Robert Lewis Heilbroner was born on the Upper West Side of
Manhattan on March 24, 1919, the third child and only son
of Louis and Helen Heiler Heilbroner. His father was raised
in a poor family in North Carolina but later prospered with
a chain of men's clothing stores he founded in New York. He
died when Robert was 5. The family business was sold, and
he and his sisters were sent to private schools.

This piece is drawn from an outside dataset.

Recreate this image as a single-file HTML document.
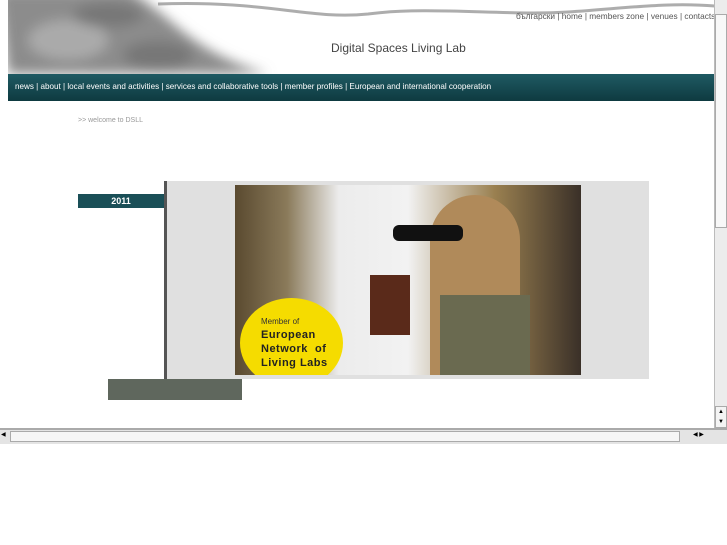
<!DOCTYPE html>
<html><head><meta charset="utf-8"><style>
*{margin:0;padding:0;box-sizing:border-box}
body{width:727px;height:545px;background:#fff;font-family:"Liberation Sans",sans-serif;position:relative;overflow:hidden}
.a{position:absolute}
</style></head><body>
<svg class="a" style="left:8px;top:0" width="707" height="74">
<defs><filter id="b"><feGaussianBlur stdDeviation="6"/></filter></defs>
<g filter="url(#b)">
<path d="M-10 -10 L120 -10 C170 20 180 50 260 74 L0 74 Z" fill="#8c8c8c"/>
<ellipse cx="60" cy="40" rx="40" ry="20" fill="#aaa"/>
<ellipse cx="150" cy="55" rx="35" ry="14" fill="#777"/>
<ellipse cx="100" cy="15" rx="35" ry="12" fill="#777"/>
</g>
<path d="M150 4 C260 0 300 20 360 14 C420 6 500 16 560 12 C620 8 660 2 707 6" stroke="#8a8a8a" stroke-width="3" fill="none" opacity=".7"/>
</svg>
<div class="a" style="left:516px;top:11px;font-size:8.3px;color:#555;white-space:nowrap">български | home | members zone | venues | contacts</div>
<div class="a" style="left:331px;top:41px;font-size:12px;color:#444">Digital Spaces Living Lab</div>
<div class="a" style="left:8px;top:74px;width:707px;height:27px;background:linear-gradient(#1f5a63,#0e3a40)"></div>
<div class="a" style="left:15px;top:82px;font-size:8.1px;color:#fff;white-space:nowrap">news | about | local events and activities | services and collaborative tools | member profiles | European and international cooperation</div>
<div class="a" style="left:78px;top:117px;font-size:7px;color:#999">&gt;&gt; welcome to DSLL</div>
<div class="a" style="left:78px;top:194px;width:86px;height:14px;background:#1a4f57;color:#fff;font-size:9px;font-weight:bold;text-align:center;line-height:14px">2011</div>
<div class="a" style="left:164px;top:181px;width:485px;height:198px;background:#e0e0e0;border-left:3px solid #555"></div>
<div class="a" style="left:235px;top:185px;width:346px;height:190px;background:linear-gradient(90deg,#5a4a30 0%,#8a7a5a 15%,#ececec 30%,#f2f2f2 50%,#9a8050 75%,#3a3028 100%);overflow:hidden">
<div class="a" style="left:135px;top:90px;width:40px;height:60px;background:#5a2a1a"></div>
<div class="a" style="left:195px;top:10px;width:90px;height:180px;border-radius:45px 45px 0 0;background:#b08a5a"></div>
<div class="a" style="left:205px;top:110px;width:90px;height:80px;background:#6a6a50"></div>
<div class="a" style="left:158px;top:40px;width:70px;height:16px;background:#111;border-radius:6px"></div>
<div class="a" style="left:5px;top:113px;width:103px;height:90px;border-radius:50%;background:#f5dc00"></div>
<div class="a" style="left:26px;top:132px;font-size:8px;color:#333">Member of</div>
<div class="a" style="left:26px;top:143px;font-size:11px;font-weight:bold;color:#222;line-height:14px;letter-spacing:.5px">European<br>Network&nbsp; of<br>Living Labs</div>
</div>
<div class="a" style="left:108px;top:379px;width:134px;height:21px;background:#5f675d"></div>
<div class="a" style="left:714px;top:0;width:13px;height:430px;background:#ececec;border-left:1px solid #bbb"></div>
<div class="a" style="left:715px;top:14px;width:12px;height:214px;background:#f8f8f8;border:1px solid #aaa"></div>
<div class="a" style="left:715px;top:406px;width:12px;height:22px;background:#f4f4f4;border:1px solid #aaa;font-size:6px;text-align:center;line-height:10px">▲<br>▼</div>
<div class="a" style="left:0;top:428px;width:727px;height:16px;background:#e4e4e4;border-top:2px solid #aaa"></div>
<div class="a" style="left:10px;top:431px;width:670px;height:11px;background:#f6f6f6;border:1px solid #aaa"></div>
<div class="a" style="left:1px;top:431px;font-size:6px">◀</div>
<div class="a" style="left:693px;top:431px;font-size:6px">◀ ▶</div>
</body></html>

The family chauffeur served as a surrogate father for 10
years, Dr. Heilbroner later said, playing a major role in
shaping his thinking. As a student at Harvard, Dr.
Heilbroner planned to major in writing but took a course in
economics and, he said, "I took to it like a duck to
water." After Harvard, he went to work in New York at the
retail chain founded by his father and found that he hated
the job. It took him 23 years after leaving Harvard to earn
his doctorate in economics, however.

Moving to Washington at the start of World War II, he
worked with the Federal Office of Price Administration
until he was drafted, assigned to Army intelligence and
sent to the University of Michigan to learn Japanese. Over
the course of the war, he interviewed some 2,000 enemy
prisoners in the Pacific, gaining valuable information from
voluble captives. The war taught him that he had a facility
with language and words, and, after a brief term with a
Wall Street commodities firm, he began writing freelance
magazine articles on economics. He sold several to Harpers
magazine, and caught the attention of editors at Simon &
Schuster, who suggested that he write a book. He took their
advice, quit business forever and from then on rarely
stopped writing.

In 1952, he married Joan Knapp, an author of children's
books, and they had two children, Peter and David. His sons
survive him, as does Ms. Knapp, from whom he was divorced
in 1975, the year he married Shirley Eleanor Davis, who
also survives him.

Mr. Heilbroner completed his doctoral course requirements
by 1952 and finished "The Worldly Philosophers" the next
year. The book was an account that laymen could easily read
about the lives and theories of the economic superstars of
the past, among them Adam Smith, Robert Malthus, David
Ricardo, John Stuart Mill, Karl Marx, Alfred Marshall,
Thorstein Veblen, John Maynard Keynes and Joseph
Schumpeter. It was an immediate hit, and eventually sold
millions of copies.

But his Ph.D. took him 10 more years. He started and
abandoned three dissertations. After "The Worldly
Philosophers" was published his faculty advisers scolded
him, saying the book would have filled the bill
beautifully. So he submitted his next manuscript, "The
Making of Economic Society," and was promptly awarded his
doctorate. Later books included "The Limits of American
Capitalism" (1966); "Between Capitalism and Socialism"
(1970); "Marxism: For and Against" (1980), with Lester
Thurow; "The Nature and Logic of Capitalism" (1985); and
"Behind the Veil of Economics (1988).

In "21st Century Capitalism," (W. W. Norton & Co., 1993),
Dr. Heilbroner explained his radical conservatism with a
bow to Adam Smith. Dr. Heilbroner agreed with Smith that
the separation of the economy and the state was central to
capitalism and a nation's economic health, and essential
for political liberty. But he believed that from time to
time the people's government had to wade in with major
repairs.

He said in an interview in 1998 that "feelings of dismay"
penetrate the contemporary mind over unstable or depressed
world economies and the widening income gap. He also noted
capitalism's shortcomings in dealing with "externalities" -
for example, "the higher laundry bills and health costs of
people living in Pittsburgh before the pollution of the
steel mills was brought under control." "Negative
externalities," particularly the pollution of land, water
and air by private enterprises intent on holding down costs
cried out for government intervention, he said, whether in
the form of taxes, subsidies, legislation or regulation.